### Directions
Look through the listing below for the line containing "Write the Web". Copy it and each line after it up to and including the line containing "<water-mark>https://blog.csdn.net/xzyszt</water-mark>", exactly, leaving out pictures.

### Given information
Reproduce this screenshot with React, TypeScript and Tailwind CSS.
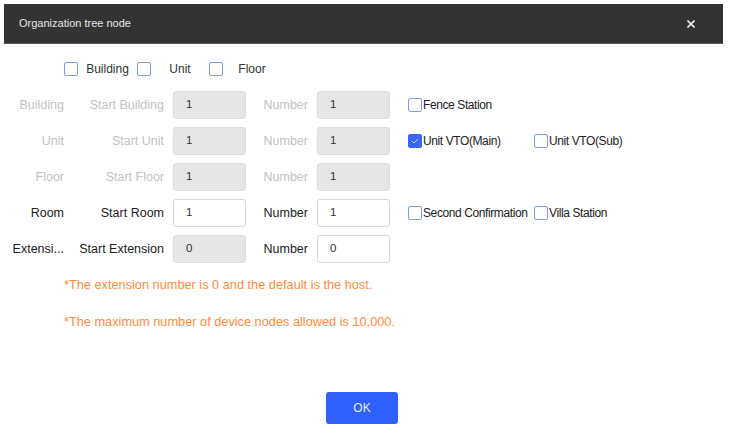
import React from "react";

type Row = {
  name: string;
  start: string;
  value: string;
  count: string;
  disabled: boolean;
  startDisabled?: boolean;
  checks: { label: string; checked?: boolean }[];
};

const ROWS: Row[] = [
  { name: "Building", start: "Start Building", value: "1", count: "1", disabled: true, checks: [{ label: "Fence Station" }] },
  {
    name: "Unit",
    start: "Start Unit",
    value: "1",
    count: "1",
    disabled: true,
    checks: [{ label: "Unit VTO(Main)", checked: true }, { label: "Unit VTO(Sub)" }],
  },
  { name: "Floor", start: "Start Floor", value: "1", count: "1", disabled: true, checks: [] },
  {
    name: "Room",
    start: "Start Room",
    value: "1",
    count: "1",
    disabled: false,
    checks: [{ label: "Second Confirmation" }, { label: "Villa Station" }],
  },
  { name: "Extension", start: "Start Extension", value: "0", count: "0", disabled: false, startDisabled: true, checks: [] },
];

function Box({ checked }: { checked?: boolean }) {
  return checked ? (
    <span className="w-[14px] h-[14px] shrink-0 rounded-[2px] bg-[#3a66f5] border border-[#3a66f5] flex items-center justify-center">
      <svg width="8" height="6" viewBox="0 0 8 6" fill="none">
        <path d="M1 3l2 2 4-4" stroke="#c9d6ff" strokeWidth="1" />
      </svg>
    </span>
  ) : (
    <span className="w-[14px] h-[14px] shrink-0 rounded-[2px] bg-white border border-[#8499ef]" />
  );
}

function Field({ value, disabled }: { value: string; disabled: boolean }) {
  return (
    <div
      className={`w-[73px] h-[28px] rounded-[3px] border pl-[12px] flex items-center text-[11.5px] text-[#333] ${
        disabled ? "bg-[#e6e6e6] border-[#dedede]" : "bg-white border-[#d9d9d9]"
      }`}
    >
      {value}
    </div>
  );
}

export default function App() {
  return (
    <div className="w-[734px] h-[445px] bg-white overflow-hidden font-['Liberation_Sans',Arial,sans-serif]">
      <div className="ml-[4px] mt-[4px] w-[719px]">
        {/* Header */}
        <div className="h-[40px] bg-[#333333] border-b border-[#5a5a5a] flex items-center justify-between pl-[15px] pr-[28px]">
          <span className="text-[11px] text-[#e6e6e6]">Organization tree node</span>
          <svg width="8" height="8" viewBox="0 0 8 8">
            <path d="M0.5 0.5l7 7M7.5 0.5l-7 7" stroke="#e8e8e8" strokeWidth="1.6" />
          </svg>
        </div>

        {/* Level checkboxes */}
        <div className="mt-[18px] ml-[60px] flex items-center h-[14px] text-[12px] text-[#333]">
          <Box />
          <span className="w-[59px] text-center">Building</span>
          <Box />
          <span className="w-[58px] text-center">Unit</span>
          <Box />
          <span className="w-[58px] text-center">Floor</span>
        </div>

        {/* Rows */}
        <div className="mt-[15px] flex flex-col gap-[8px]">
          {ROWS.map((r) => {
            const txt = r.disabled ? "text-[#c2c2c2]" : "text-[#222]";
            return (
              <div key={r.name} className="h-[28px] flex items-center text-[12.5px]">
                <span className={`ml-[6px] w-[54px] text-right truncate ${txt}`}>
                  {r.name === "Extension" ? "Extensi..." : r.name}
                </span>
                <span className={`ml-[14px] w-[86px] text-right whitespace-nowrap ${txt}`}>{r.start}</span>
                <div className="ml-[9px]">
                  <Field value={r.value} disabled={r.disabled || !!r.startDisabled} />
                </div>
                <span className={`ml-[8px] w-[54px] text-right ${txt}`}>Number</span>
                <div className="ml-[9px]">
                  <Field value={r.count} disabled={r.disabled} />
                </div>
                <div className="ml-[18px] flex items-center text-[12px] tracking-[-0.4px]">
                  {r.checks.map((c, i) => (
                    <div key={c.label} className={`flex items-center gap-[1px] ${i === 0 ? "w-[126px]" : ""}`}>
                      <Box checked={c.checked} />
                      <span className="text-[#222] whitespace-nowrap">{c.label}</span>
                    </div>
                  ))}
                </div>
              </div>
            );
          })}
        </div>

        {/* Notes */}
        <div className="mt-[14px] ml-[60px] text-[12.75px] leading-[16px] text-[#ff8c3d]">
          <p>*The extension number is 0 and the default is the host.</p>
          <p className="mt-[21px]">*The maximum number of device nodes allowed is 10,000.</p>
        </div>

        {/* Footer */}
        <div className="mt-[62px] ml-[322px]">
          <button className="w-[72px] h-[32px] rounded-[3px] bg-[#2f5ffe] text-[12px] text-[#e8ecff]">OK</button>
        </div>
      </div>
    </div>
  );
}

--

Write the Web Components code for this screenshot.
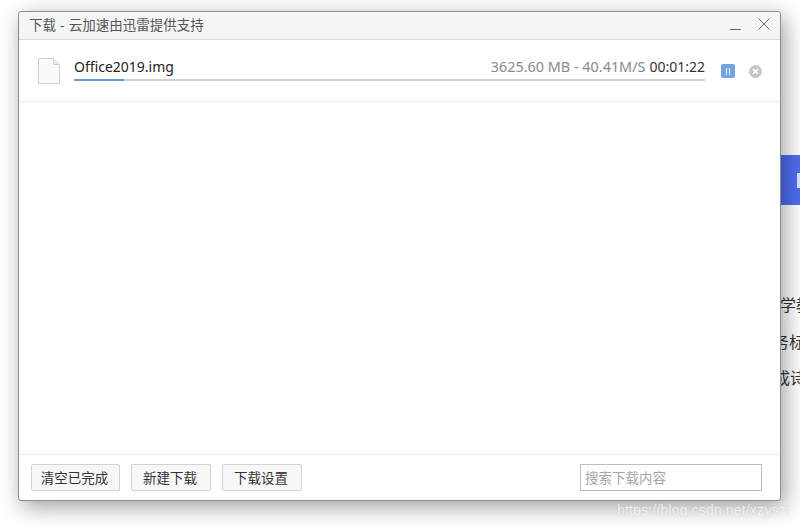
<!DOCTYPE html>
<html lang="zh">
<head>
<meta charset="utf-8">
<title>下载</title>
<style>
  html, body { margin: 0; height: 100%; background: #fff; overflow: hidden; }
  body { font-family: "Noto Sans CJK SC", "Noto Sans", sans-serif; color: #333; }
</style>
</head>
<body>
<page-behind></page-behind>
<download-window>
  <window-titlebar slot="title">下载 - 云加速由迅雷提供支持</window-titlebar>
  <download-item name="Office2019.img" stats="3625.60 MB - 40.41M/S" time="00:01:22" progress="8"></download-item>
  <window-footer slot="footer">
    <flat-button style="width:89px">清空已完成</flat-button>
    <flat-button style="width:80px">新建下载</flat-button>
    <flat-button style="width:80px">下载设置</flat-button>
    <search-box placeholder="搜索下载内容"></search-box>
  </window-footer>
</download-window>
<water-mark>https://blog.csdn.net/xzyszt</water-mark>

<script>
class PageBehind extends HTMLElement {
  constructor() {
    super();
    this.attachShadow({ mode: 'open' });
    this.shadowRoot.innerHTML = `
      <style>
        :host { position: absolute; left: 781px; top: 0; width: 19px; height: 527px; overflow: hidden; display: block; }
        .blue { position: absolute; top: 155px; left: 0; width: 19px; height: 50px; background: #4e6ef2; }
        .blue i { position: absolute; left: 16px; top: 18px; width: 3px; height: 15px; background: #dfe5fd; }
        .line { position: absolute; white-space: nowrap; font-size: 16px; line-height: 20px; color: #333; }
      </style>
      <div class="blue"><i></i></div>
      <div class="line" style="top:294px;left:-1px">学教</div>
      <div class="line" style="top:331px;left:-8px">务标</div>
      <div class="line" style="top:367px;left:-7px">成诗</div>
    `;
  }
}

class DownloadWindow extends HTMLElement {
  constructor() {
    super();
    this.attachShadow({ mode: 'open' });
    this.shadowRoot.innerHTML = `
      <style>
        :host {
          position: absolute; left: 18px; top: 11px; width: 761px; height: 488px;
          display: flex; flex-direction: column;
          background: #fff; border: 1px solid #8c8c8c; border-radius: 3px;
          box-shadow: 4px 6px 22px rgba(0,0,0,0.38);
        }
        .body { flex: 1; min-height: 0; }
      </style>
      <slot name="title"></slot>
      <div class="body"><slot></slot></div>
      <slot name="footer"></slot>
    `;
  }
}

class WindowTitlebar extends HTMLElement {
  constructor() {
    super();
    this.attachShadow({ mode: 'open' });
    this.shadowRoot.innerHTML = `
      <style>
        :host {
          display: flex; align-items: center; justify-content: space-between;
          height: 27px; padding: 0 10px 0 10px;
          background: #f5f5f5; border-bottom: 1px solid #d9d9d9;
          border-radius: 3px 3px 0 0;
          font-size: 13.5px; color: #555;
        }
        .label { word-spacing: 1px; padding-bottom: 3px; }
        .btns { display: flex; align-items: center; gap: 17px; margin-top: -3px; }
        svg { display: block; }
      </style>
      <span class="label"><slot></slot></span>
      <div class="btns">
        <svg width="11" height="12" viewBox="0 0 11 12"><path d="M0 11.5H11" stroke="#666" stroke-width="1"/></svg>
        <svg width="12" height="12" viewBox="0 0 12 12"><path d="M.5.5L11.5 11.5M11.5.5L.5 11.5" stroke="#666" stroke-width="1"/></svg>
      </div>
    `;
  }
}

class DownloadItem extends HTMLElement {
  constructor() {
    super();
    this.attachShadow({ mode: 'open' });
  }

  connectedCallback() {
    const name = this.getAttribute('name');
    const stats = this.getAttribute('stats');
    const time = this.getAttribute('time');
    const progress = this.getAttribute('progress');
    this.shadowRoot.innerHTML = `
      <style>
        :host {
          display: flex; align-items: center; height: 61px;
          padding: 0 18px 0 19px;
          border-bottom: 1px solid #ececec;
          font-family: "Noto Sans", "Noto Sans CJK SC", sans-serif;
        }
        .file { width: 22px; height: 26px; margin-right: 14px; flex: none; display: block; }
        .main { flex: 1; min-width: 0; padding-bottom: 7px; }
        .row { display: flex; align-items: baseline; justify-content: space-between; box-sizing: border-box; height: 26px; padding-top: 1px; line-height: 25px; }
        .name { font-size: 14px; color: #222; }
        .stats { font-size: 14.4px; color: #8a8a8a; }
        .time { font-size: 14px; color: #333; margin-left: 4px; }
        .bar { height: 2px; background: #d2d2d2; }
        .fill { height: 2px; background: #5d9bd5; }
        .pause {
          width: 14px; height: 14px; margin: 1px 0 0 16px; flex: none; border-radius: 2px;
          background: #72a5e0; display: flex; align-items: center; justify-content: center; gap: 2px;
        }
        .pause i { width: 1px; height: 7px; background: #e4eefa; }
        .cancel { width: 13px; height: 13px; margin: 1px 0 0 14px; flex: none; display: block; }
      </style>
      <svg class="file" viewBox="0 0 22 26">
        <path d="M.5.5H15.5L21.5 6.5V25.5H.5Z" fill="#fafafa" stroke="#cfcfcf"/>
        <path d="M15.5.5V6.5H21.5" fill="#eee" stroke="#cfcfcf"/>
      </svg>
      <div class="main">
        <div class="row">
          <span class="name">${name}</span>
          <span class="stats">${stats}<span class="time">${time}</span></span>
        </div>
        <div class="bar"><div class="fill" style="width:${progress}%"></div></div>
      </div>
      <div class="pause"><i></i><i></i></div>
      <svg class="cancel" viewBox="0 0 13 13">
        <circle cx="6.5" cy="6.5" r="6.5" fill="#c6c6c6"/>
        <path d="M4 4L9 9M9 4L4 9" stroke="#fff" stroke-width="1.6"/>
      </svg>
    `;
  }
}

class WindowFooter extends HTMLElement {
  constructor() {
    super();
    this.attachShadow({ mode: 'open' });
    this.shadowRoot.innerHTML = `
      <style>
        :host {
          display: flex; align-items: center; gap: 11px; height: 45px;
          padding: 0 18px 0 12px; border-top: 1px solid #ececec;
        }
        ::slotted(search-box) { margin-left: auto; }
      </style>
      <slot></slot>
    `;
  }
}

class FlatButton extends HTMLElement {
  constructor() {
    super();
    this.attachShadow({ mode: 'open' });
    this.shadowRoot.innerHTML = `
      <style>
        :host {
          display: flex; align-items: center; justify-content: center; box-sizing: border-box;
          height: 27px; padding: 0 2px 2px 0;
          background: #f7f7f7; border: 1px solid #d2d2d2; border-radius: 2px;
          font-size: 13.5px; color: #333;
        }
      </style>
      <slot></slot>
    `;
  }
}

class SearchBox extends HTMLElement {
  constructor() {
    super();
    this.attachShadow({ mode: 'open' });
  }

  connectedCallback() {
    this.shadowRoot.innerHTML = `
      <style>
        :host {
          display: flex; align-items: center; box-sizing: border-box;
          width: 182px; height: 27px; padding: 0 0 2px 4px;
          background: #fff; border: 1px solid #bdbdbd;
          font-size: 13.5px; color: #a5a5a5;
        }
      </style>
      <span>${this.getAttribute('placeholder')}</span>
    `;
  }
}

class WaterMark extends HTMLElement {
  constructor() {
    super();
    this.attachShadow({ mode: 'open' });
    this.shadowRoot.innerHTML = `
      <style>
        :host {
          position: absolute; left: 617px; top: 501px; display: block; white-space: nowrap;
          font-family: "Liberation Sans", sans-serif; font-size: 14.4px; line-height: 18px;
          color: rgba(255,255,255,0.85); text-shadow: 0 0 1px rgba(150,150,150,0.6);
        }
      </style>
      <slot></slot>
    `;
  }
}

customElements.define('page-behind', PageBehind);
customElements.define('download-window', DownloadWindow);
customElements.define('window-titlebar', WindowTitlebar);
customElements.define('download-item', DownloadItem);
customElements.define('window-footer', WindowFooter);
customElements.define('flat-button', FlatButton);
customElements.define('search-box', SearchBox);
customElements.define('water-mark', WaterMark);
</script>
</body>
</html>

### Finished answer
Write the Web Components code for this screenshot.
<!DOCTYPE html>
<html lang="zh">
<head>
<meta charset="utf-8">
<title>下载</title>
<style>
  html, body { margin: 0; height: 100%; background: #fff; overflow: hidden; }
  body { font-family: "Noto Sans CJK SC", "Noto Sans", sans-serif; color: #333; }
</style>
</head>
<body>
<page-behind></page-behind>
<download-window>
  <window-titlebar slot="title">下载 - 云加速由迅雷提供支持</window-titlebar>
  <download-item name="Office2019.img" stats="3625.60 MB - 40.41M/S" time="00:01:22" progress="8"></download-item>
  <window-footer slot="footer">
    <flat-button style="width:89px">清空已完成</flat-button>
    <flat-button style="width:80px">新建下载</flat-button>
    <flat-button style="width:80px">下载设置</flat-button>
    <search-box placeholder="搜索下载内容"></search-box>
  </window-footer>
</download-window>
<water-mark>https://blog.csdn.net/xzyszt</water-mark>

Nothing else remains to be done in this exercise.